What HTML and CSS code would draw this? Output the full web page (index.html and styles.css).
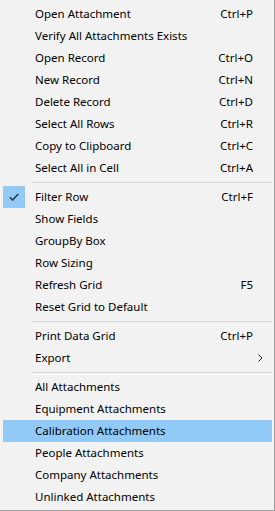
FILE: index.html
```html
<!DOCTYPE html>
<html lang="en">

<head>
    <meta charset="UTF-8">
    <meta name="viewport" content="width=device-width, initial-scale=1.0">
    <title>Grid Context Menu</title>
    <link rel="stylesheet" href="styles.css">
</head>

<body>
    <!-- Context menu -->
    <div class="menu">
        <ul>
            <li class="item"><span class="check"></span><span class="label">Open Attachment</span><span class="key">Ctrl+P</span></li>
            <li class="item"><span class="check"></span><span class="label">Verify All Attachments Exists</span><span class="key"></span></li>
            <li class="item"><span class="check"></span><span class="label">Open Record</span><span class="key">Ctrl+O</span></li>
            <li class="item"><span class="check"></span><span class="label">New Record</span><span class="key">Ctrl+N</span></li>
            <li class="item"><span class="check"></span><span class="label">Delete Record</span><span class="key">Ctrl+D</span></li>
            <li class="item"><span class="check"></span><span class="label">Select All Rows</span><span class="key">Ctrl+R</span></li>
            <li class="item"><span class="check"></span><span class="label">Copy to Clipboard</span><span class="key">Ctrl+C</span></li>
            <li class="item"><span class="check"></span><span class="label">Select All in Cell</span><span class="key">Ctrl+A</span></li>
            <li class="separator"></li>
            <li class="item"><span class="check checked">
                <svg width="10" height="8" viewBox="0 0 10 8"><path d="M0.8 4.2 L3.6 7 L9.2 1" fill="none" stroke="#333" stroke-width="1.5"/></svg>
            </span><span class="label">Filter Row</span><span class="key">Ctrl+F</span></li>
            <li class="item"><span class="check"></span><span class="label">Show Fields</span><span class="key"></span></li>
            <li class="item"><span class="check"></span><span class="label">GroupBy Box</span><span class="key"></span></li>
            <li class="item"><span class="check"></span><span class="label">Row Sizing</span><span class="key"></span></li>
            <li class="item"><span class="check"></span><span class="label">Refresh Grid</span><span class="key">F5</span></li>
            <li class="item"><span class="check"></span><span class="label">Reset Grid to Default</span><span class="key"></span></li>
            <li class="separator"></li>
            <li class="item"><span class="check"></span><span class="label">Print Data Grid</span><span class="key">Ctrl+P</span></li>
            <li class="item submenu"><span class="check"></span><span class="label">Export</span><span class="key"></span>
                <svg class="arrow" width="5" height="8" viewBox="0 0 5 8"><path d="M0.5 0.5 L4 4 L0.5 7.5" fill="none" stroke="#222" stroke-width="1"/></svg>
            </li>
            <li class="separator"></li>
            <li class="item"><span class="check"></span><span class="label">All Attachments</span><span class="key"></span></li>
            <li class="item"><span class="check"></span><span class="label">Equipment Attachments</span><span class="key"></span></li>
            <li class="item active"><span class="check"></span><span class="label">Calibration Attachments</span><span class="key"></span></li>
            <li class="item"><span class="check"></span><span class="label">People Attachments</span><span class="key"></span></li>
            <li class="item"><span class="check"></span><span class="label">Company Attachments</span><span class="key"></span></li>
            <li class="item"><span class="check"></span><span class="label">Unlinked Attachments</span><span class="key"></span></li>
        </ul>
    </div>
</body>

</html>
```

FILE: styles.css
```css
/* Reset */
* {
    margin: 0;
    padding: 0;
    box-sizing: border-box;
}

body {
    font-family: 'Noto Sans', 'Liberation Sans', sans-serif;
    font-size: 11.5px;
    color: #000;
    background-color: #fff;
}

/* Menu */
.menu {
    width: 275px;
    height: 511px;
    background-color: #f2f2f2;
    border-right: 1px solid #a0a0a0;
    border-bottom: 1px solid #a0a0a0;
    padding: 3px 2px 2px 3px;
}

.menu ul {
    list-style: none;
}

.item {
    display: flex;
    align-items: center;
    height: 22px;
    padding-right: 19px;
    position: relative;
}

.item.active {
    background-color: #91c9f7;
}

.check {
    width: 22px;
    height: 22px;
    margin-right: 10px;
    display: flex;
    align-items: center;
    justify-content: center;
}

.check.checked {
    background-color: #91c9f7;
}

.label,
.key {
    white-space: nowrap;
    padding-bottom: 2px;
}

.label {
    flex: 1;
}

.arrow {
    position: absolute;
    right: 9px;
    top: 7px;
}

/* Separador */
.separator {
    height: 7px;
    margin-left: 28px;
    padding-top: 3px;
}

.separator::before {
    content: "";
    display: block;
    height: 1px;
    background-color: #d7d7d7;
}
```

______

Requirement: Reproduce all of the material exactly, apart from the pictures.

Final result:
What HTML and CSS code would draw this? Output the full web page (index.html and styles.css).
FILE: index.html
```html
<!DOCTYPE html>
<html lang="en">

<head>
    <meta charset="UTF-8">
    <meta name="viewport" content="width=device-width, initial-scale=1.0">
    <title>Grid Context Menu</title>
    <link rel="stylesheet" href="styles.css">
</head>

<body>
    <!-- Context menu -->
    <div class="menu">
        <ul>
            <li class="item"><span class="check"></span><span class="label">Open Attachment</span><span class="key">Ctrl+P</span></li>
            <li class="item"><span class="check"></span><span class="label">Verify All Attachments Exists</span><span class="key"></span></li>
            <li class="item"><span class="check"></span><span class="label">Open Record</span><span class="key">Ctrl+O</span></li>
            <li class="item"><span class="check"></span><span class="label">New Record</span><span class="key">Ctrl+N</span></li>
            <li class="item"><span class="check"></span><span class="label">Delete Record</span><span class="key">Ctrl+D</span></li>
            <li class="item"><span class="check"></span><span class="label">Select All Rows</span><span class="key">Ctrl+R</span></li>
            <li class="item"><span class="check"></span><span class="label">Copy to Clipboard</span><span class="key">Ctrl+C</span></li>
            <li class="item"><span class="check"></span><span class="label">Select All in Cell</span><span class="key">Ctrl+A</span></li>
            <li class="separator"></li>
            <li class="item"><span class="check checked">
                <svg width="10" height="8" viewBox="0 0 10 8"><path d="M0.8 4.2 L3.6 7 L9.2 1" fill="none" stroke="#333" stroke-width="1.5"/></svg>
            </span><span class="label">Filter Row</span><span class="key">Ctrl+F</span></li>
            <li class="item"><span class="check"></span><span class="label">Show Fields</span><span class="key"></span></li>
            <li class="item"><span class="check"></span><span class="label">GroupBy Box</span><span class="key"></span></li>
            <li class="item"><span class="check"></span><span class="label">Row Sizing</span><span class="key"></span></li>
            <li class="item"><span class="check"></span><span class="label">Refresh Grid</span><span class="key">F5</span></li>
            <li class="item"><span class="check"></span><span class="label">Reset Grid to Default</span><span class="key"></span></li>
            <li class="separator"></li>
            <li class="item"><span class="check"></span><span class="label">Print Data Grid</span><span class="key">Ctrl+P</span></li>
            <li class="item submenu"><span class="check"></span><span class="label">Export</span><span class="key"></span>
                <svg class="arrow" width="5" height="8" viewBox="0 0 5 8"><path d="M0.5 0.5 L4 4 L0.5 7.5" fill="none" stroke="#222" stroke-width="1"/></svg>
            </li>
            <li class="separator"></li>
            <li class="item"><span class="check"></span><span class="label">All Attachments</span><span class="key"></span></li>
            <li class="item"><span class="check"></span><span class="label">Equipment Attachments</span><span class="key"></span></li>
            <li class="item active"><span class="check"></span><span class="label">Calibration Attachments</span><span class="key"></span></li>
            <li class="item"><span class="check"></span><span class="label">People Attachments</span><span class="key"></span></li>
            <li class="item"><span class="check"></span><span class="label">Company Attachments</span><span class="key"></span></li>
            <li class="item"><span class="check"></span><span class="label">Unlinked Attachments</span><span class="key"></span></li>
        </ul>
    </div>
</body>

</html>
```

FILE: styles.css
```css
/* Reset */
* {
    margin: 0;
    padding: 0;
    box-sizing: border-box;
}

body {
    font-family: 'Noto Sans', 'Liberation Sans', sans-serif;
    font-size: 11.5px;
    color: #000;
    background-color: #fff;
}

/* Menu */
.menu {
    width: 275px;
    height: 511px;
    background-color: #f2f2f2;
    border-right: 1px solid #a0a0a0;
    border-bottom: 1px solid #a0a0a0;
    padding: 3px 2px 2px 3px;
}

.menu ul {
    list-style: none;
}

.item {
    display: flex;
    align-items: center;
    height: 22px;
    padding-right: 19px;
    position: relative;
}

.item.active {
    background-color: #91c9f7;
}

.check {
    width: 22px;
    height: 22px;
    margin-right: 10px;
    display: flex;
    align-items: center;
    justify-content: center;
}

.check.checked {
    background-color: #91c9f7;
}

.label,
.key {
    white-space: nowrap;
    padding-bottom: 2px;
}

.label {
    flex: 1;
}

.arrow {
    position: absolute;
    right: 9px;
    top: 7px;
}

/* Separador */
.separator {
    height: 7px;
    margin-left: 28px;
    padding-top: 3px;
}

.separator::before {
    content: "";
    display: block;
    height: 1px;
    background-color: #d7d7d7;
}
```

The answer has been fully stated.